### Collected material

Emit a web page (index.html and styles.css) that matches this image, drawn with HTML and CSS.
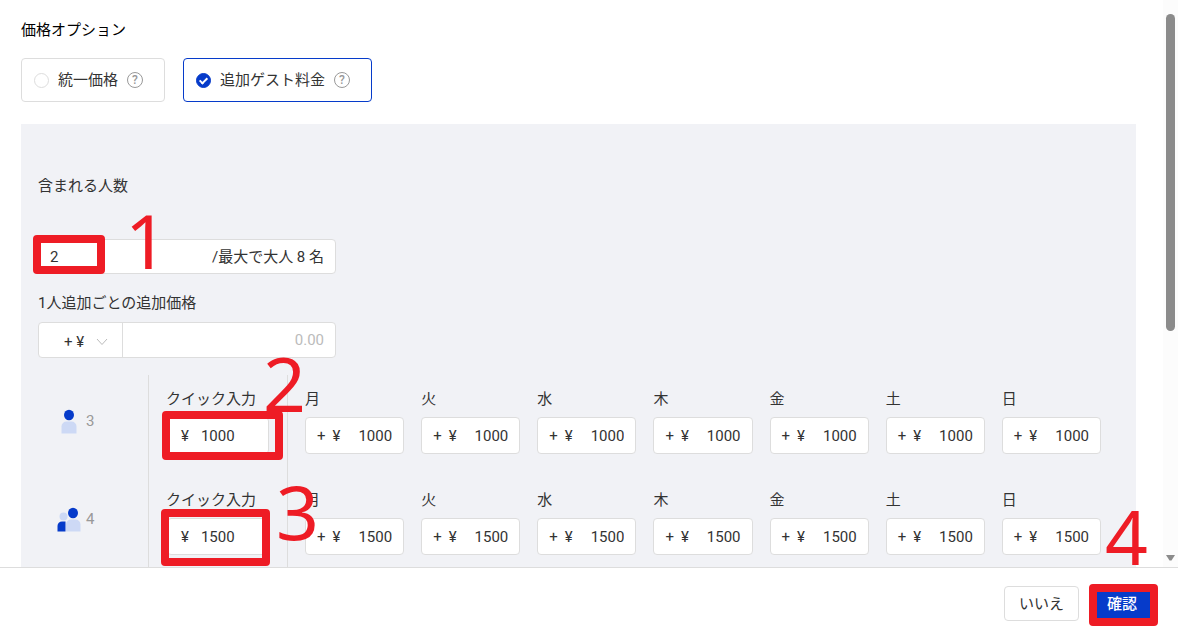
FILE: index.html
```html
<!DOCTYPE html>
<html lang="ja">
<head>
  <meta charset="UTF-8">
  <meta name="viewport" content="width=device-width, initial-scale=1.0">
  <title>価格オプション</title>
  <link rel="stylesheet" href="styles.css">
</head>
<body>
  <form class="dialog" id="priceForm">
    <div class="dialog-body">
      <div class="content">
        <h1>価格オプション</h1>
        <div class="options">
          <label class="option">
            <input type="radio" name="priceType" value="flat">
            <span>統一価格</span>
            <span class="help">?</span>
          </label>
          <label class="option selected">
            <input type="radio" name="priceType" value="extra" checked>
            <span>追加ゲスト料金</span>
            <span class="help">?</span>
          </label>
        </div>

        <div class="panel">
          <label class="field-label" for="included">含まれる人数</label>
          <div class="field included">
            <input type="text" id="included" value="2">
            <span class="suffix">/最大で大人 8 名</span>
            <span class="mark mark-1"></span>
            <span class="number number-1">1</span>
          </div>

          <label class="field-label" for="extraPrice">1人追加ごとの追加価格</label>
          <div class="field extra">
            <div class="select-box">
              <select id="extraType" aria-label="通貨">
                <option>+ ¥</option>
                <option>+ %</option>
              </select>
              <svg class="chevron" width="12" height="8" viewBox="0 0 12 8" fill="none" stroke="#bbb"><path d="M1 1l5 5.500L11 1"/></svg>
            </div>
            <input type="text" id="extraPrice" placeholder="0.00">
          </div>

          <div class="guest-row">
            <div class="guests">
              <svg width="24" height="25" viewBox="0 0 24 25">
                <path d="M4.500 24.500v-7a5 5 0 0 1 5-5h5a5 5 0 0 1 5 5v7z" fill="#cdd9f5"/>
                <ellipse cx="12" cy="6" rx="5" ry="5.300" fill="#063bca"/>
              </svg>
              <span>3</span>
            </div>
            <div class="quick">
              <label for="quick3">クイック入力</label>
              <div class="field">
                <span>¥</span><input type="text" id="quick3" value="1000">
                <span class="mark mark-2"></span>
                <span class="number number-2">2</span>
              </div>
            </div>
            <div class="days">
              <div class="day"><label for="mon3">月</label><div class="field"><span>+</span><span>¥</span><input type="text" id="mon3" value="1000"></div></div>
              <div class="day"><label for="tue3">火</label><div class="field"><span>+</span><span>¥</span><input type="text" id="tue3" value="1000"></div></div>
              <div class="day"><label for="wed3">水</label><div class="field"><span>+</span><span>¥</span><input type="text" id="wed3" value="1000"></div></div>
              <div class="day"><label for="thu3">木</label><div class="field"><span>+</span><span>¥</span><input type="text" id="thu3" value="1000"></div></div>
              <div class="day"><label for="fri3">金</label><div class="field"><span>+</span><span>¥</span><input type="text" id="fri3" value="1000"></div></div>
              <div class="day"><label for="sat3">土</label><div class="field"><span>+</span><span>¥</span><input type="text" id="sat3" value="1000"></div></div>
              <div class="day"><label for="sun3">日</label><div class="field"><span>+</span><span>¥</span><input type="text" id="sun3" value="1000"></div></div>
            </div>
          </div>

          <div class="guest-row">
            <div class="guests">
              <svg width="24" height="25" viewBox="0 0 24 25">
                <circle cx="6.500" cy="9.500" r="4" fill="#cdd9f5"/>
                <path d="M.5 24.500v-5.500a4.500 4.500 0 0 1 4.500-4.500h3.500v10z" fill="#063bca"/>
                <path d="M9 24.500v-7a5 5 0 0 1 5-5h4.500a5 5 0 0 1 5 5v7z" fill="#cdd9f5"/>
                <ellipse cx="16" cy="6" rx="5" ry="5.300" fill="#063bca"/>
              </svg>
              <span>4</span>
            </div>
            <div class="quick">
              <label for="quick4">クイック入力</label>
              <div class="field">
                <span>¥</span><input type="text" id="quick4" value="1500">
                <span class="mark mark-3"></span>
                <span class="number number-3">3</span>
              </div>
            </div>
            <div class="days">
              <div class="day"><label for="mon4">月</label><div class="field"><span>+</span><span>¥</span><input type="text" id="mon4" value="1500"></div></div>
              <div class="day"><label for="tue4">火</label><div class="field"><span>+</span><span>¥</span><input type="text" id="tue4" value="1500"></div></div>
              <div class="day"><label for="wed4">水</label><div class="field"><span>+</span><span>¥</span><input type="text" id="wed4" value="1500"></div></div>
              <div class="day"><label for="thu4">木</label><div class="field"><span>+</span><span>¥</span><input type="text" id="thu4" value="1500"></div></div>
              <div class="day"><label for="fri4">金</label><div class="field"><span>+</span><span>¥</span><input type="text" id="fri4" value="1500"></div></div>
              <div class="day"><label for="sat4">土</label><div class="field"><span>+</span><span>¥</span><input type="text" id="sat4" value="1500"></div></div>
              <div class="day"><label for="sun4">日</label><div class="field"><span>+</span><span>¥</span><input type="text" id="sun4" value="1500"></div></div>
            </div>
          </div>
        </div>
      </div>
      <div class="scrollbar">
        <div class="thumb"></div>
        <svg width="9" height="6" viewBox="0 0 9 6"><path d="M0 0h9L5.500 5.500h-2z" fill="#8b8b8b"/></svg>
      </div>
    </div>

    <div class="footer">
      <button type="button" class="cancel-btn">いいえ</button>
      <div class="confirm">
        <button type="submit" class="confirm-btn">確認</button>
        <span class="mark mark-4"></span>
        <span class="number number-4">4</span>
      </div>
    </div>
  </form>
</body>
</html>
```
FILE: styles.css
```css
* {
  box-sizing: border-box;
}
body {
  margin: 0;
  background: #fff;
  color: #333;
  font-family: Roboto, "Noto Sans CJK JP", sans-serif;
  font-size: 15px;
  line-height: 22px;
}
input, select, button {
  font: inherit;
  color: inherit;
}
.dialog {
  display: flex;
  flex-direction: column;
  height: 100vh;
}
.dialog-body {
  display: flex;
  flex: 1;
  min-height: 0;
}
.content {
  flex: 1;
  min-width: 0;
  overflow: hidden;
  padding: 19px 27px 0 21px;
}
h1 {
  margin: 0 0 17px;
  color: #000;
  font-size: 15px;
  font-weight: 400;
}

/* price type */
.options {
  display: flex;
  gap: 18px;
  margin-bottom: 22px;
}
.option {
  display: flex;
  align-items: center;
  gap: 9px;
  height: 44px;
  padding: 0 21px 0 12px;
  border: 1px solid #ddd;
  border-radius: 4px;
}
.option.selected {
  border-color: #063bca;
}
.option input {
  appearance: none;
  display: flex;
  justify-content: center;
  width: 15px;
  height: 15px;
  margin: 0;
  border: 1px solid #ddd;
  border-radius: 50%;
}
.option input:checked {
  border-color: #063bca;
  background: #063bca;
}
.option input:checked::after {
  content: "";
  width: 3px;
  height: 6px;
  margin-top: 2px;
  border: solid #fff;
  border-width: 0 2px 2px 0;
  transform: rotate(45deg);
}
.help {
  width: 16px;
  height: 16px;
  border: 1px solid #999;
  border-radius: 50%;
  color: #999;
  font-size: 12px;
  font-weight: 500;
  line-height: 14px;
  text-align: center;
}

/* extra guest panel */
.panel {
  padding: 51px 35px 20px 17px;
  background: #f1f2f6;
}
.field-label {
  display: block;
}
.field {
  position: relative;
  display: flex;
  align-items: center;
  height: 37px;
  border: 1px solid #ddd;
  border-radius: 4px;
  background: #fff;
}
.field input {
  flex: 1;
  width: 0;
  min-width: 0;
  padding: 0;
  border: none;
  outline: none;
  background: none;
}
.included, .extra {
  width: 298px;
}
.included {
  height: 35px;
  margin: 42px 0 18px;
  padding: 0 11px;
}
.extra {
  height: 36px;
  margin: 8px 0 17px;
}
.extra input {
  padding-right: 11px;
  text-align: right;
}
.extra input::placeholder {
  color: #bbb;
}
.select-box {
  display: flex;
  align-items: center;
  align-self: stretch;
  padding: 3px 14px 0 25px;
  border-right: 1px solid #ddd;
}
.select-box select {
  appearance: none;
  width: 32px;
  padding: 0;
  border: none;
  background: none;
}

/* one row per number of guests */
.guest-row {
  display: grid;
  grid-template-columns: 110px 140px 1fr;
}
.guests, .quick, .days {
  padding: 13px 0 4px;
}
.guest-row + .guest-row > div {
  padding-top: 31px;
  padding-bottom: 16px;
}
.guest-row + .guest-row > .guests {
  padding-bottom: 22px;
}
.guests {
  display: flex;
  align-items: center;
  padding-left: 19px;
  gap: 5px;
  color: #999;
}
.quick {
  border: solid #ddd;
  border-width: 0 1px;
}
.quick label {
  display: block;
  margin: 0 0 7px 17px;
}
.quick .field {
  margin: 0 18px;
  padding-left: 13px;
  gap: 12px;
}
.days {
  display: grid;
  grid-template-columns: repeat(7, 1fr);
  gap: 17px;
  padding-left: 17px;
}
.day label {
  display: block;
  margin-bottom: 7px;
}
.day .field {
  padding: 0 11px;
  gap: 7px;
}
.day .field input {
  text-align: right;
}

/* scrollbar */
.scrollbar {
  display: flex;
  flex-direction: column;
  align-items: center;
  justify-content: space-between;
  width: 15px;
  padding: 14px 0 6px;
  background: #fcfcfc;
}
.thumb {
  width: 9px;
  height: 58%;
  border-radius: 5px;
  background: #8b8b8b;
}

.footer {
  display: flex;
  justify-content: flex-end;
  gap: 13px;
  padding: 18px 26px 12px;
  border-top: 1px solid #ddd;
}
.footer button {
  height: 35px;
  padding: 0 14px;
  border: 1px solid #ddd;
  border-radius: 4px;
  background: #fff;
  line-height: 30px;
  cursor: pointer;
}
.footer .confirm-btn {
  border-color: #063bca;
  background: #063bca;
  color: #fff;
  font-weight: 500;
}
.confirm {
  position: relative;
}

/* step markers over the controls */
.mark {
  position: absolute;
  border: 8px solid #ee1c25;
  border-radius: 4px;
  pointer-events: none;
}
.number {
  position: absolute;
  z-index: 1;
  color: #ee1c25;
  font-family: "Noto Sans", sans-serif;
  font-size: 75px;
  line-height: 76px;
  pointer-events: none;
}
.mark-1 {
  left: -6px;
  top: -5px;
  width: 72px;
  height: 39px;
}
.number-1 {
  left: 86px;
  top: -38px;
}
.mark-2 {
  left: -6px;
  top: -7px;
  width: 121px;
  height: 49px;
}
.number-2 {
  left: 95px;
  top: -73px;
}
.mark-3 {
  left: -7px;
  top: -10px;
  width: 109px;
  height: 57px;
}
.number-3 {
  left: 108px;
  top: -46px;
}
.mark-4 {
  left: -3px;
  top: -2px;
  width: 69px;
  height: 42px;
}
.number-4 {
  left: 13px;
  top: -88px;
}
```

### Aim
Work out how many lines above contain the word "styles". Give only the number.

### Completed task
3